Der Aperitif: Abführmittel oder Appetitanreger?

Wilder Mittelmeer-Anis: ein Kraut für beliebte Aperitifs im Süden Europas

Wilder Fenchel (Foeniculum vulgare) ein Kraut für beliebte Aperitifs im Süden Europas (z.B. Pastis, Ouzo etc.)

Ein Blick ins Ethymologische Wörterbuch offenbart, dass der Begriff Aperitif, den wir alle für die Bezeichnung eines appetitanregenden, alkoholischen Getränks kennen, aus der Medizin kommt. Das Substantiv wurde aus dem lateinischen „aperire“ (= öffnen) gebildet. Ursprünglich bezog sich das Öffnen allerdings auf einen anderen Körperteil: es bedeutete so viel wie „abführen“, ein Aperitif war demnach ein Medikament aus der Gruppe der Laxantien (Abführmittel). Erst im 19. Jahrhundert veränderte sich die Bedeutung im heutigen Sinne und aus dem Darmöffner wurde der berühmte „Magenöffner“.

Die Literatur über das Zusammenspiel von Wein und Speisen hat in den letzten Jahren geradezu inflationäre Dimensionen angenommen. Es scheint, als müsse sich jeder Sommelier oder Sternekoch in schriftlicher Form mit seinem Beruf auseinandersetzen und mit entsprechenden Beiträgen das deutsche Publikum beglücken – und die Verlage wissen wohl, dass dahinter auch ein gutes Geschäft steht. Eher selten findet man bei den Gastro-Gurus Vernünftiges über das Getränk, mit welchem der Appetit auf all die wort- und bilderreichen Köstlichkeiten erzeugt werden soll, den Aperitif. Wer dieses Schlagwort „googelt“ bekommt unzählige Tipps was er seinen Gästen als Appetitanreger vorsetzen kann. Die Skala reicht von einem Gin-Tonic, Cocktails wie Mojito oder Caipirinha über Campari, Ricard, Wermut und anderen Würzweinen bis hin zu der lapidaren Feststellung, dass ein Sherry diese Aufgabe eigentlich auch gut erfüllen kann (diese Thematik habe ich bereits mehrfach aufgegriffen und werde es ganz sicher noch öfter tun!).
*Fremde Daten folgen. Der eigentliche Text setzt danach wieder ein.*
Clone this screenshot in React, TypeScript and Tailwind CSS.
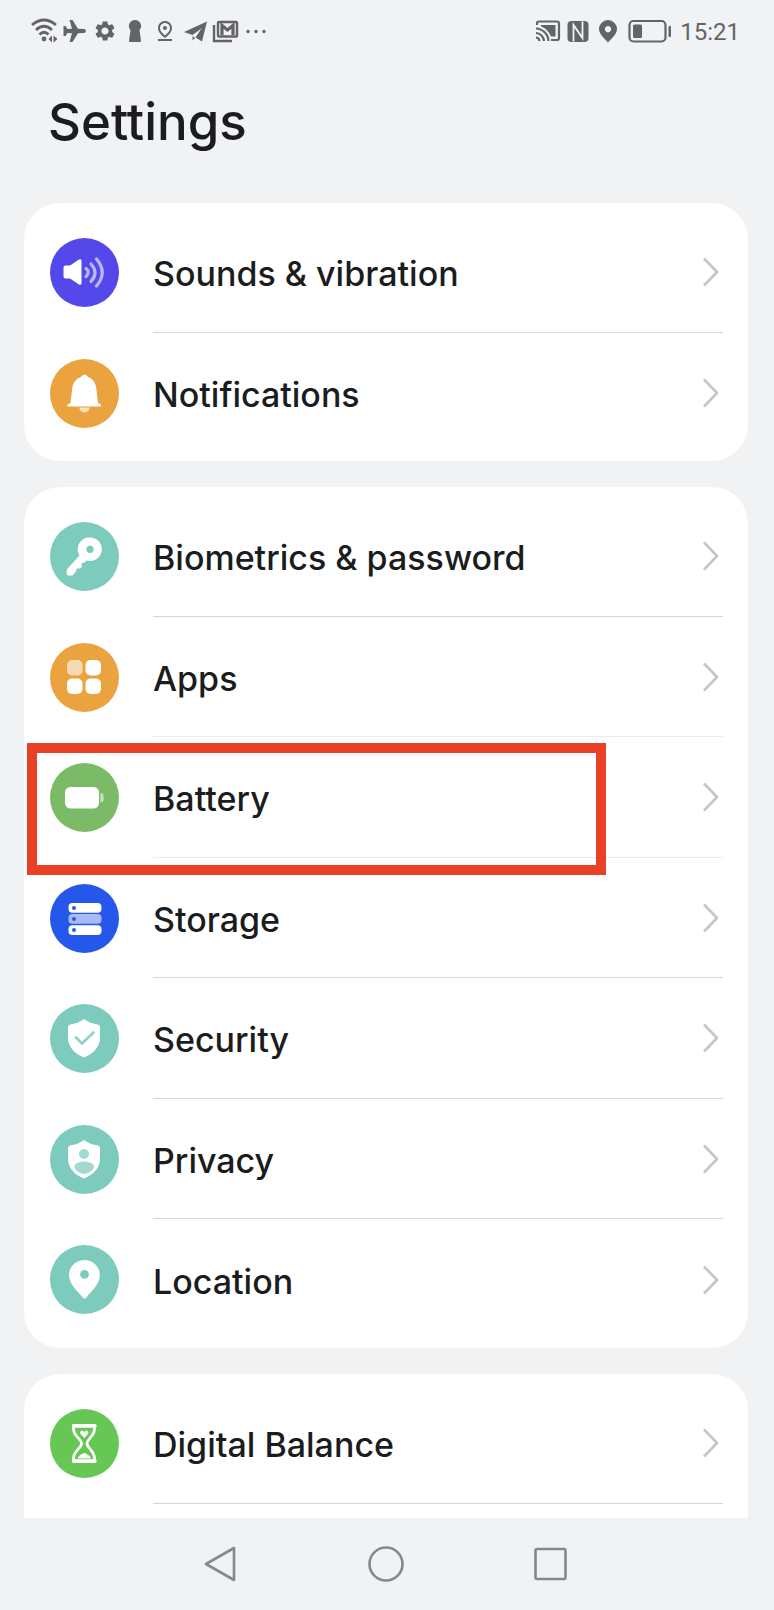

Völlig unabhängig vom von mir persönlich heißgeliebten Sherry aus Jerez de la Frontera oder Montilla-Moriles (darf sich eigentlich nicht Sherry nennen) sind meine Favoriten vor einem guten Mahl der Champagner Brut & Co. (schließt alle Weine mit Flaschengärung ein) oder ein frischer, säurereicher und trockener Weißwein. Sie sind weit mehr als nur ein Öffner des Magens, sie können Vorboten des kommenden Essens sein, sinnlich, erotisch und verführerisch. Ich finde es gelegentlich als störend wenn der Gastgeber oder die Gastgeberin zu viel Gewicht auf jene unsäglichen amuse geules legen, die die Vorfreude und Erwartung mit brachialer Gewalt lähmen können. Immerhin ist der Aperitif das einzige Getränk während der Mahlzeit, das sich nicht nach einem anderen vorgegebenen Geschmack richten muss – und das sollte man zelebrieren dürfen! Hier kann sich der Gastgeber sensorisch austoben und Weine oder andere Getränke servieren, für die sonst keinen Platz im Menü zu finden ist. Phantasie ist gefragt.